**CHALLENGE:**
Scan the data below for the string "with". Copy every line where it appears.

Items from a data source
START
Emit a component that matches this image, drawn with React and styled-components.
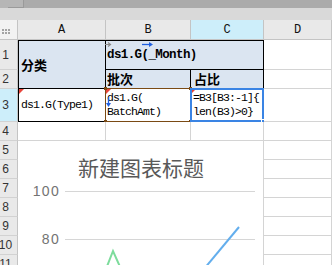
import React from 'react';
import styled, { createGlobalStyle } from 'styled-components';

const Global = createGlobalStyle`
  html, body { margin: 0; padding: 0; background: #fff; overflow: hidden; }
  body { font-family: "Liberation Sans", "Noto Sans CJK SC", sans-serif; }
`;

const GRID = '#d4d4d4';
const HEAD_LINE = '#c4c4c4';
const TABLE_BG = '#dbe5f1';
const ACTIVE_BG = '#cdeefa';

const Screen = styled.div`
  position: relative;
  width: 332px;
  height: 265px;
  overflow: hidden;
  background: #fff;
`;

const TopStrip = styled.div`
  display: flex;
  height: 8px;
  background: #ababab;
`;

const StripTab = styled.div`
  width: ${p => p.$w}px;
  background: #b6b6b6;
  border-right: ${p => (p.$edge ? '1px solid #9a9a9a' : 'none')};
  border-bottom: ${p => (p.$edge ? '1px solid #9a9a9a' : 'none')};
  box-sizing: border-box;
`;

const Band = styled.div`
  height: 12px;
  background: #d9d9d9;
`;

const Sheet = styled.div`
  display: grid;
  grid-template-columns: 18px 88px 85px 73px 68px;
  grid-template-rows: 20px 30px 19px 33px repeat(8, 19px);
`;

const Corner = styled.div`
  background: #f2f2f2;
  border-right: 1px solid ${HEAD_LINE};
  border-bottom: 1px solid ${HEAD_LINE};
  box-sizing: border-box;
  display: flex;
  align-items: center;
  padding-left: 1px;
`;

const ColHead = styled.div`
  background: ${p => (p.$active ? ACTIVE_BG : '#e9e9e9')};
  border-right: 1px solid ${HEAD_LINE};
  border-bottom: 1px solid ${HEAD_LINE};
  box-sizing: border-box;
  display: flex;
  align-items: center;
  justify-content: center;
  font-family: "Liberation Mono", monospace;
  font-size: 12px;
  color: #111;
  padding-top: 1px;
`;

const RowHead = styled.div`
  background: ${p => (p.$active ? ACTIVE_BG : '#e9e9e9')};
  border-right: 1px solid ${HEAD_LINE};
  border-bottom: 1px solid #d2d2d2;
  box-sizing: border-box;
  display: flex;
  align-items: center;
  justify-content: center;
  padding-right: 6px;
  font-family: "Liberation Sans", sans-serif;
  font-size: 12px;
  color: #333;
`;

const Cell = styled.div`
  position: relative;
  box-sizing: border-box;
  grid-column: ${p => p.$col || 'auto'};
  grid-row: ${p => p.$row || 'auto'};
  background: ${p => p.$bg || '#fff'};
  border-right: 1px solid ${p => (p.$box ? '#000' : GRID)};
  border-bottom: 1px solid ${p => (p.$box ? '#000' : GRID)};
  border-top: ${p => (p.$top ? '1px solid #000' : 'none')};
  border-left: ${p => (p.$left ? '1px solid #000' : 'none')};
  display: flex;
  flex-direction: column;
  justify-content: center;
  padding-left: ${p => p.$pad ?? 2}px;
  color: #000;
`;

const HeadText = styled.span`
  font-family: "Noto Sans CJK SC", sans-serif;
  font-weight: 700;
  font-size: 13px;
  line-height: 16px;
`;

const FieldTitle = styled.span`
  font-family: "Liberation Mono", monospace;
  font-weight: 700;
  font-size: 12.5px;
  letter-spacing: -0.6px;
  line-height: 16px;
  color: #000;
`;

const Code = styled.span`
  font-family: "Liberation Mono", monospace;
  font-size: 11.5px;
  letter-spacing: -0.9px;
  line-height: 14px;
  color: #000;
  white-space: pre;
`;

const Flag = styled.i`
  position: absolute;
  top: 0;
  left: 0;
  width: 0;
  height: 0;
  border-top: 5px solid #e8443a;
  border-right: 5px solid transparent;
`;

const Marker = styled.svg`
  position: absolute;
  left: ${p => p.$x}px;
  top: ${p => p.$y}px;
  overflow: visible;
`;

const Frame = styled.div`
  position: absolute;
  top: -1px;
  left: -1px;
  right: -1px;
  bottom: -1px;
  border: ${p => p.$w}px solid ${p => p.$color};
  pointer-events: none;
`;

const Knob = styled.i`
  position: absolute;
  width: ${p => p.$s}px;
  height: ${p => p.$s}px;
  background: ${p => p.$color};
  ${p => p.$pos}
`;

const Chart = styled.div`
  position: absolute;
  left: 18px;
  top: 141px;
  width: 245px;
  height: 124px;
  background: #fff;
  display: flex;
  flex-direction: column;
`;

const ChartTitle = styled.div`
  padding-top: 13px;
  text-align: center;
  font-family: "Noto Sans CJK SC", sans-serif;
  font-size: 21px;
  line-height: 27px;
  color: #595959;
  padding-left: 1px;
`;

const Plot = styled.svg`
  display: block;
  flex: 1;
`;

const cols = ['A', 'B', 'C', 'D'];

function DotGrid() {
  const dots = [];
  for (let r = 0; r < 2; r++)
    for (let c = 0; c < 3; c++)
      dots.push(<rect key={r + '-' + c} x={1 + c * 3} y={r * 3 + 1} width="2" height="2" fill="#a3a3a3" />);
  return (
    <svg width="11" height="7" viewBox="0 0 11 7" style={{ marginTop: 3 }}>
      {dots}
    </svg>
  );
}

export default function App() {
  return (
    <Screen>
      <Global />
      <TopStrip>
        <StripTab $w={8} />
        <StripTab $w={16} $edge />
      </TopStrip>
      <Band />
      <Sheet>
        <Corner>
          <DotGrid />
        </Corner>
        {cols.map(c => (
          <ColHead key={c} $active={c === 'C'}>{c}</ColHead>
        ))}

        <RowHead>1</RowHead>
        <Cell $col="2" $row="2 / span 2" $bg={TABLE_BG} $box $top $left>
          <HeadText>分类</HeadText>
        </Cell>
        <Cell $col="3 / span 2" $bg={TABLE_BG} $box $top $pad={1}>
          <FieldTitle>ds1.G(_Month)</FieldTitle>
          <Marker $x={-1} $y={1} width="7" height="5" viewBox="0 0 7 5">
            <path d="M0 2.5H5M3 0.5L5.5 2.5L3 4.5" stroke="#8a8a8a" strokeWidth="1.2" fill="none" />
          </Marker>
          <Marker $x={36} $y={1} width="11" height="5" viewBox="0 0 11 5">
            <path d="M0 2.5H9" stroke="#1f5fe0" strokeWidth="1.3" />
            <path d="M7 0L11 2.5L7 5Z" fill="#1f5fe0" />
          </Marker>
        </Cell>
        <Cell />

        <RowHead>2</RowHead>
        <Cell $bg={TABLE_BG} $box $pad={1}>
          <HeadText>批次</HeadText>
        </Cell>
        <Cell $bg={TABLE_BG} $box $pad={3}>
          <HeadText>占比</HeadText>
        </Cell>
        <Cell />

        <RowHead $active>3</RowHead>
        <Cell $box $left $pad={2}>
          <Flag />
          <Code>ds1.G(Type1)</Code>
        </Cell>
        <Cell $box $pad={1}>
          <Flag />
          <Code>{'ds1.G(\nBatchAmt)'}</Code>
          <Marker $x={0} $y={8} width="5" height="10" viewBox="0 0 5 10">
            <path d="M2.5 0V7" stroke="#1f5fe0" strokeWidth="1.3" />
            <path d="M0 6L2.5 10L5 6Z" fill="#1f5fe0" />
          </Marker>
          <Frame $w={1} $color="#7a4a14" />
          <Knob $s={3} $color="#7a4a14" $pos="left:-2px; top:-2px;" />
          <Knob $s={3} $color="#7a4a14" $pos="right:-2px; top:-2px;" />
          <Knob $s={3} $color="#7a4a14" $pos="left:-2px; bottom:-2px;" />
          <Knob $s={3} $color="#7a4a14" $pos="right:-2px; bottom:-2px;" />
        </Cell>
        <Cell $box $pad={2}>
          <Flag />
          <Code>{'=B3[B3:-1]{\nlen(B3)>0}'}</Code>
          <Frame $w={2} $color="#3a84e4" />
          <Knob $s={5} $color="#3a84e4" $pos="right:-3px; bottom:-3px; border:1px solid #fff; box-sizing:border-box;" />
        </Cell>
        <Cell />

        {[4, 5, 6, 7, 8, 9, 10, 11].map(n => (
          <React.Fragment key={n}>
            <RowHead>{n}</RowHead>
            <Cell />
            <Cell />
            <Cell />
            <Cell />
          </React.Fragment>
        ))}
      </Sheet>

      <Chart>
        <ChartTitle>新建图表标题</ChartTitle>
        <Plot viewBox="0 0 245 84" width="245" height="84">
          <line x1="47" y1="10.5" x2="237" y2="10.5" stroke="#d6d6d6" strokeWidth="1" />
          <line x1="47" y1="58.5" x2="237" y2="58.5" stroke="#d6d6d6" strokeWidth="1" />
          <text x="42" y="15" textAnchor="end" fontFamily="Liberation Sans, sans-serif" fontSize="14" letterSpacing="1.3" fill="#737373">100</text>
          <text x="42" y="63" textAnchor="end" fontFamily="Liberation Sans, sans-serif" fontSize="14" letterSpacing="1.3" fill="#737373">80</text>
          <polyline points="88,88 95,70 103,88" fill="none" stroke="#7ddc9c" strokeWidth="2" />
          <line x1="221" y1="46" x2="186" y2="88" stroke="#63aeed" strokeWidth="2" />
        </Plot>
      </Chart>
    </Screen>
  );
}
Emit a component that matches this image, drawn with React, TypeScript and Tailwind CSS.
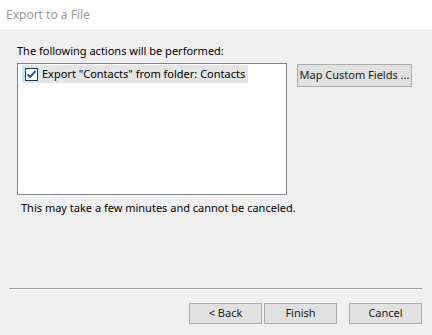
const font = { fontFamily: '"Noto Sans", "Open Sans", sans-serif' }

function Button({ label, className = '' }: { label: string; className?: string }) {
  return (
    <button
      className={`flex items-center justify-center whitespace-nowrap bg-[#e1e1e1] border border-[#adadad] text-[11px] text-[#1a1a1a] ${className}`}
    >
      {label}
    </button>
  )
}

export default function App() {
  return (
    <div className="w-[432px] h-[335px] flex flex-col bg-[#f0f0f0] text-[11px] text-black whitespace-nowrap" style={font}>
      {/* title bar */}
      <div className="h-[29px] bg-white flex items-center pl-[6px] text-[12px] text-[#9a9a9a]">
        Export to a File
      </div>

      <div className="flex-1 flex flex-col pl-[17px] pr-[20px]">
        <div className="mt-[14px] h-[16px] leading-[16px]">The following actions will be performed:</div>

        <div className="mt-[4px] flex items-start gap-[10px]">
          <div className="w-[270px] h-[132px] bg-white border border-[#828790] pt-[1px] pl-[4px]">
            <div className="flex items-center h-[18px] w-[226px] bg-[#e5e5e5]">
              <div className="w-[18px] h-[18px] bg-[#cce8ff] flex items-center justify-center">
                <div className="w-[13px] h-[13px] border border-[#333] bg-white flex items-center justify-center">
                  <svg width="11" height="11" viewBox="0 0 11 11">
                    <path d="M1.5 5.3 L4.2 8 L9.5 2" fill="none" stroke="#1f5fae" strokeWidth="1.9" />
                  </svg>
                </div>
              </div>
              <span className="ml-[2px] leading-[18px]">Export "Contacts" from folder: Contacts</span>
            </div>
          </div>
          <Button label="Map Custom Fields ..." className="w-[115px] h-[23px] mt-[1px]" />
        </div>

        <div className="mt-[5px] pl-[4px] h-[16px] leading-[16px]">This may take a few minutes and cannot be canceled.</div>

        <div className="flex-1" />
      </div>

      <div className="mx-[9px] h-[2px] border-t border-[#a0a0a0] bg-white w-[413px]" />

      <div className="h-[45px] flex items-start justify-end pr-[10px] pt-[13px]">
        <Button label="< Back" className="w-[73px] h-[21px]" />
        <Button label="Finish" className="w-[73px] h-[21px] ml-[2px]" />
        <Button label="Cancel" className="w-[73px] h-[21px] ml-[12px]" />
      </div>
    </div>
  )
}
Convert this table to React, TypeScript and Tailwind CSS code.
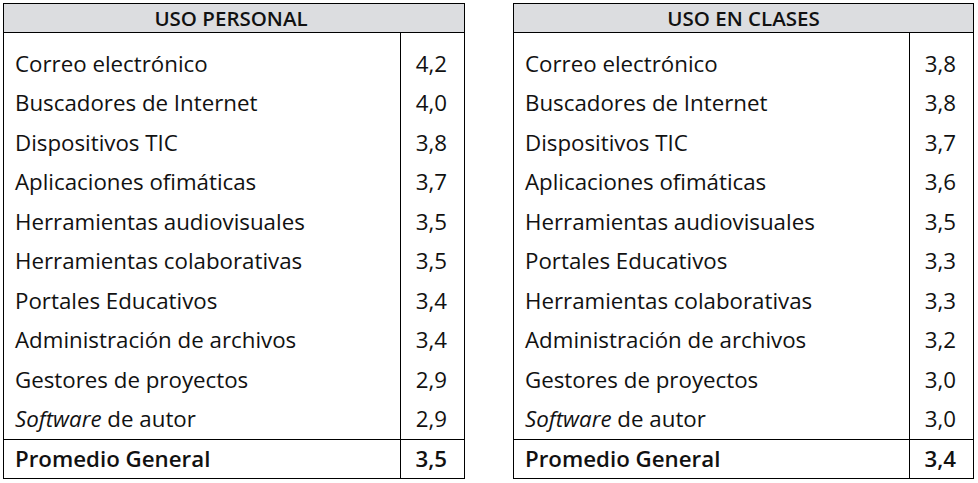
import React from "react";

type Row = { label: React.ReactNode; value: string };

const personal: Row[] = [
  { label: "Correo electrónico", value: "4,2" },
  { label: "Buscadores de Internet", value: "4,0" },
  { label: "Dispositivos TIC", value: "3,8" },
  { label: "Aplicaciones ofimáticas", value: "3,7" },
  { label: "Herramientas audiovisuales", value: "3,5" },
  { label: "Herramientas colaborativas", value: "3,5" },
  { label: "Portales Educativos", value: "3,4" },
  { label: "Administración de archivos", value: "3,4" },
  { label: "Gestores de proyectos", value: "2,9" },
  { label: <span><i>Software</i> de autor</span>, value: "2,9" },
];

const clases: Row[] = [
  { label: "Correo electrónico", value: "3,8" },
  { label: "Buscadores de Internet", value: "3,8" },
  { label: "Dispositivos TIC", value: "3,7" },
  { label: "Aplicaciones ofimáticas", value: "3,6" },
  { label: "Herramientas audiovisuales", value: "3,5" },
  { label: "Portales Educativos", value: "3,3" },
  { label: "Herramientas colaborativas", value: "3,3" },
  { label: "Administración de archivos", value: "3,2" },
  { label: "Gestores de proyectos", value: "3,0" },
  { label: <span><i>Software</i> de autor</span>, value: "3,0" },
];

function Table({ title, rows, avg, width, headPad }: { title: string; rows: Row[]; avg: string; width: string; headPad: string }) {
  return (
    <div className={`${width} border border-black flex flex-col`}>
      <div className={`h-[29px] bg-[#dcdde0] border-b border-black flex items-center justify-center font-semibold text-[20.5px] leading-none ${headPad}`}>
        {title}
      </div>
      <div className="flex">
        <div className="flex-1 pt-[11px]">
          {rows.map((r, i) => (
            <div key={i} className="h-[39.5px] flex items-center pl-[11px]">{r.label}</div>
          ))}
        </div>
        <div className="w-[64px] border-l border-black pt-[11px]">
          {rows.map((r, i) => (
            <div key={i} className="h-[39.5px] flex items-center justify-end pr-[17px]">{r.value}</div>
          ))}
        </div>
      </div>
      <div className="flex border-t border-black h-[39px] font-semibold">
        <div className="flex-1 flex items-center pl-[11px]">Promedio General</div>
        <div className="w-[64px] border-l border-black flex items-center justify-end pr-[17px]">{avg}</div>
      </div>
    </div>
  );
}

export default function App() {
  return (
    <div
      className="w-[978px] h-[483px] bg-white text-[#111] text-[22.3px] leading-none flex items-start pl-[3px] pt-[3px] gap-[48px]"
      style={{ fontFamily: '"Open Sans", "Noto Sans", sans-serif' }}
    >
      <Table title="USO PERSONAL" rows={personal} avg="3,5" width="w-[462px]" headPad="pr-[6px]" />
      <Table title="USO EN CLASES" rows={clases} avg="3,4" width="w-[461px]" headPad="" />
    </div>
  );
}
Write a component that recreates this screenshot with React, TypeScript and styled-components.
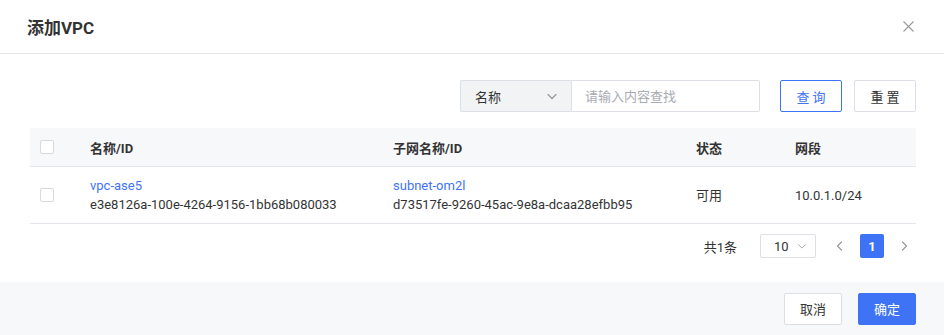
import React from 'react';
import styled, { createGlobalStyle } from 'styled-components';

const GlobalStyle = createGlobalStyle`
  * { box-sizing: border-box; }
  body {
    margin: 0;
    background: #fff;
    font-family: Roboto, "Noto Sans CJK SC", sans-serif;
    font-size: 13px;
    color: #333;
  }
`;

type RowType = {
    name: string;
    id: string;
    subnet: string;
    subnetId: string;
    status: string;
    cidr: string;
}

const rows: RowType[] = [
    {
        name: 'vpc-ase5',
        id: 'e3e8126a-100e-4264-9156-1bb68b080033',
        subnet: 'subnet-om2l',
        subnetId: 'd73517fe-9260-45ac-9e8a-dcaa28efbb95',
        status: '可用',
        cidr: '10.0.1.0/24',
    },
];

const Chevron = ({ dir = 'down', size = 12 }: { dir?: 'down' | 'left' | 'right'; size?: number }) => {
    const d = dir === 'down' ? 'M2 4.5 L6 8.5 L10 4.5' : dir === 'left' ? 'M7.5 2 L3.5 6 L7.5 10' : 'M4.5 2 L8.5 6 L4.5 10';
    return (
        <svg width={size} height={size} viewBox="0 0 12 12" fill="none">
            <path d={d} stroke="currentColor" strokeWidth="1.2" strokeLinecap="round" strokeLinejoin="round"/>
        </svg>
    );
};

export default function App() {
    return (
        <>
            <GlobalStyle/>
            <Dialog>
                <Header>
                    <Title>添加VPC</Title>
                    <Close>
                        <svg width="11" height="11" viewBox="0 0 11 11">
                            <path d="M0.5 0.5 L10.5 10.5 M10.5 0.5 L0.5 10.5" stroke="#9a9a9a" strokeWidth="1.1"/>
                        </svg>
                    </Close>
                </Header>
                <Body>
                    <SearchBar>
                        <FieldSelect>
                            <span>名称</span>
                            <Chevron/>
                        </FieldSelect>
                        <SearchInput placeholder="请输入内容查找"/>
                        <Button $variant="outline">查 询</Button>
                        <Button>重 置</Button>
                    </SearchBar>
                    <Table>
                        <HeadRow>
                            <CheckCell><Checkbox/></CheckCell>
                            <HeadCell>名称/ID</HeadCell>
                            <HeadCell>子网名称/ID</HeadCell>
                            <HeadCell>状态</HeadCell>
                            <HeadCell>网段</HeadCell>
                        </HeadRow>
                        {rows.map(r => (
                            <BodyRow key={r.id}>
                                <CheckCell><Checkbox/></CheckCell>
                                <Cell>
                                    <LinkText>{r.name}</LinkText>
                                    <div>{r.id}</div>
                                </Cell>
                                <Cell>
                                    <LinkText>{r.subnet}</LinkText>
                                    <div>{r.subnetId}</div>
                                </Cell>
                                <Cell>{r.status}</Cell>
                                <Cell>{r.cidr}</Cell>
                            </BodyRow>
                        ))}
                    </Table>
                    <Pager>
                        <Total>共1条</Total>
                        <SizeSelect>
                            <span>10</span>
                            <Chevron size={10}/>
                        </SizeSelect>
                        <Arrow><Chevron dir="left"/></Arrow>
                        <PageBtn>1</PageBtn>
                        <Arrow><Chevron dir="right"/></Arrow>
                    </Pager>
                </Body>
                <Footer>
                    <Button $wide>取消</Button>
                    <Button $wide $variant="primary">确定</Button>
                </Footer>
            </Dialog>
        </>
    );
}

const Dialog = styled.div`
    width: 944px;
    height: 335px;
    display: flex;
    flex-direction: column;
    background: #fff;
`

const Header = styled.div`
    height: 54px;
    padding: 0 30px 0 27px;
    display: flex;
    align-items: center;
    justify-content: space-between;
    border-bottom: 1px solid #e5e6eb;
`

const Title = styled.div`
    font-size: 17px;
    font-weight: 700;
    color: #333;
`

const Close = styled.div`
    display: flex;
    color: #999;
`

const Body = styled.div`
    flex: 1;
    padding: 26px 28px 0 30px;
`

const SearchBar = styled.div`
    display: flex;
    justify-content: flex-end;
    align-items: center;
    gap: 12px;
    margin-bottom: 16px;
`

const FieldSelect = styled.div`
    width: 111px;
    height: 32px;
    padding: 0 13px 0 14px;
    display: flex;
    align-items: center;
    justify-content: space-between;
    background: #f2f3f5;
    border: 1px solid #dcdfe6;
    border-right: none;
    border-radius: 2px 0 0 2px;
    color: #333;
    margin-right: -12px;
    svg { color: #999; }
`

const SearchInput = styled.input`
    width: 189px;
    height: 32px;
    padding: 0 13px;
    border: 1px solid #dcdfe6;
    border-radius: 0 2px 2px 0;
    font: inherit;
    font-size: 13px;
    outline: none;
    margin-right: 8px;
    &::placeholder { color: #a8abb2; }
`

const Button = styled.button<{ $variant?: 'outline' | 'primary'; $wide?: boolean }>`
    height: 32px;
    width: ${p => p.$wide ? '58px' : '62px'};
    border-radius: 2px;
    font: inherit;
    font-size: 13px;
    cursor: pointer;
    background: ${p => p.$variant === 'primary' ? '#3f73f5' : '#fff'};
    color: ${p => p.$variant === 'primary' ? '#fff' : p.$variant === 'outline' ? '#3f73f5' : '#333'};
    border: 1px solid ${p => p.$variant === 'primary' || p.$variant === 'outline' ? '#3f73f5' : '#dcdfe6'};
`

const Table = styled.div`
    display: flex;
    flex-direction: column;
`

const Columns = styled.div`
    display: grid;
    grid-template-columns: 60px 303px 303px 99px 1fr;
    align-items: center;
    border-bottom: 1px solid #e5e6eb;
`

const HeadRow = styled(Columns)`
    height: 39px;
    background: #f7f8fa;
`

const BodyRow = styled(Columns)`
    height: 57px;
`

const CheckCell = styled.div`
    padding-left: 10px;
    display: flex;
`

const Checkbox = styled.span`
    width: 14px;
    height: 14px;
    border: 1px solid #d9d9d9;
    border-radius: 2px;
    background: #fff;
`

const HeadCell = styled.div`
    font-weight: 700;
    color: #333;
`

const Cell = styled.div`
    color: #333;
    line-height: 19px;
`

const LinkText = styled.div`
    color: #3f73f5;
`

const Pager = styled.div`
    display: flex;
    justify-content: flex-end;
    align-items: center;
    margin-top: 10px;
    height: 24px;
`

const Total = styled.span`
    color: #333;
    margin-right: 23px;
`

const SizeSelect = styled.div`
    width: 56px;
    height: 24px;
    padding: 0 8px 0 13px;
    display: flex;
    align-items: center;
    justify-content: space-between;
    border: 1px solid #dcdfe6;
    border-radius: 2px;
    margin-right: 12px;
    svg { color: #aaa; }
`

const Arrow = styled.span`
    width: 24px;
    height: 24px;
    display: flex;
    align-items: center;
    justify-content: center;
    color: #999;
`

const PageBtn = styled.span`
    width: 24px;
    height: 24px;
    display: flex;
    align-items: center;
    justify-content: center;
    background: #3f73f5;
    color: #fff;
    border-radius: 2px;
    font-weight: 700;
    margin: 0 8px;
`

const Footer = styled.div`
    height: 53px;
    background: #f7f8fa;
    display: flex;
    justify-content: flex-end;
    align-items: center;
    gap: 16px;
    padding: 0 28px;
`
END
**EXERCISE ANSWER:**
Emit a component that matches this image, drawn with React and styled-components.
Emit a component that matches this image, drawn with React, TypeScript and Tailwind CSS.
Write a component that recreates this screenshot with React, TypeScript and styled-components.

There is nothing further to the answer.